Question

If 2x-3y=7 and (a+b)x-(a+b-3)y=4a+b have infinite solutions. \[(a,b)=\]
(a) (-5, -1)
(b) (-5, 1)
(c) (5, 1)
(d) (5, -1)

Answer 1

Hint: The two linear equations have infinite solution when \[\dfrac{{{a}_{1}}}{{{a}_{2}}}=\dfrac{{{b}_{1}}}{{{b}_{2}}}=\dfrac{{{c}_{1}}}{{{c}_{2}}}\]. We will substitute the respective coefficients of the two equations and then take first two ratios and then last two ratios and finally solve the simultaneous equations to get a and b.

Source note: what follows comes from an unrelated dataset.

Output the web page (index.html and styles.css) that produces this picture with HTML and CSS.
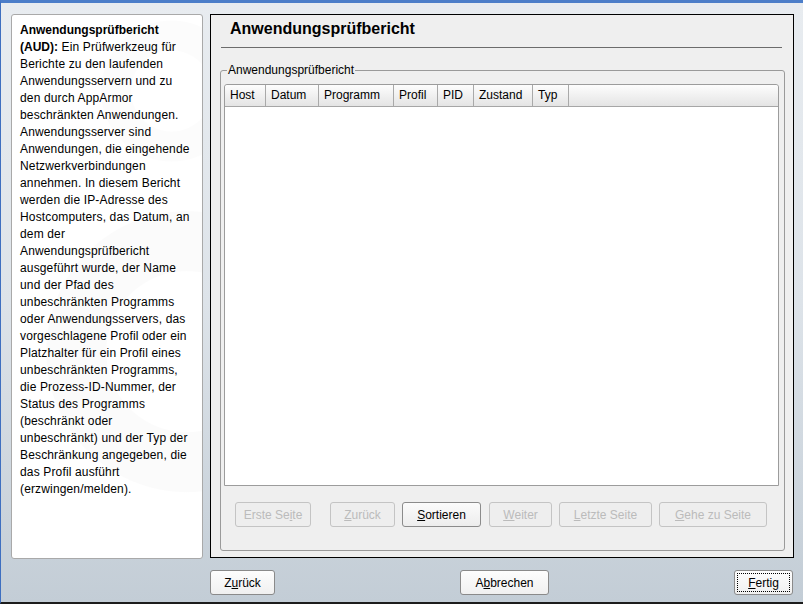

Complete step-by-step answer:
Before proceeding with the question we should understand the concept of a system of two linear equations having infinite solutions.
To solve systems of an equation in two variables, first, we need to determine whether the equation is dependent, independent, consistent or inconsistent. If a pair of the linear equations have unique or infinite solutions, then the system of equations is said to be a consistent pair of linear equations. Thus, suppose we have two equations in two variables as follows:
\[{{a}_{1}}x+{{b}_{1}}y={{c}_{1}}\]
\[{{a}_{2}}x+{{b}_{2}}y={{c}_{2}}\]
The given equations are consistent and dependent and have infinitely many solutions, if and only if,
\[\dfrac{{{a}_{1}}}{{{a}_{2}}}=\dfrac{{{b}_{1}}}{{{b}_{2}}}=\dfrac{{{c}_{1}}}{{{c}_{2}}}......(1)\]
For equation \[2x-3y=7\], \[{{a}_{1}}=2\], \[{{b}_{1}}=-3\] and \[{{c}_{1}}=7\].
For equation \[(a+b)x-(a+b-3)y=4a+b\], \[{{a}_{2}}=a+b\], \[{{b}_{2}}=3-a-b\] and \[{{c}_{2}}=4a+b\].
Using this information and putting all these values in equation (1) we get,
 \[\,\Rightarrow \dfrac{2}{a+b}=\dfrac{-3}{3-a-b}=\dfrac{7}{4a+b}......(2)\]
Solving the first two ratios of equation (2) we get,
 \[\,\Rightarrow \dfrac{2}{a+b}=\dfrac{-3}{3-a-b}.........(3)\]
Now forming an equation in terms of a and b from equation (3) we get,
 \[\begin{align}
  & \,\Rightarrow \dfrac{2(3-a-b)}{1}=\dfrac{-3(a+b)}{1} \\
 & \,\Rightarrow 6-2a-2b=-3a-3b \\
 & \,\Rightarrow a+b=-6 \\
 & \,\Rightarrow a=-6-b.........(4) \\
\end{align}\]
Solving the next two ratios of equation (3) we get,
 \[\,\Rightarrow \dfrac{-3}{3-a-b}=\dfrac{7}{4a+b}......(5)\]
Now forming an equation in terms of a and b from equation (5) we get,
 \[\begin{align}
  & \,\Rightarrow \dfrac{-3(4a+b)}{1}=\dfrac{7(3-a-b)}{1} \\
 & \,\Rightarrow -12a-3b=21-7a-7b \\
 & \,\Rightarrow 5a-4b=-21.........(6) \\
\end{align}\]
Now substituting value of a from equation (4) in equation (6) we get,
 \[\begin{align}
  & \,\Rightarrow 5(-6-b)-4b=-21 \\
 & \,\Rightarrow -30-5b-4b=-21 \\
 & \,\Rightarrow 9b=-9 \\
 & \,\Rightarrow b=-1 \\
\end{align}\]
Substituting value of b in equation (4) we get,
 \[\Rightarrow a=-6-(-1)=-5\]
Hence \[(a,b)=(-5,-1)\] is the answer.
So option (a) is the right answer.

Note: Remembering equation (1) is the key here to find a and b. From equation (2) we could have taken any two ratios at a time. We can commit a mistake in a hurry in solving the simultaneous equation so we need to be careful with every step.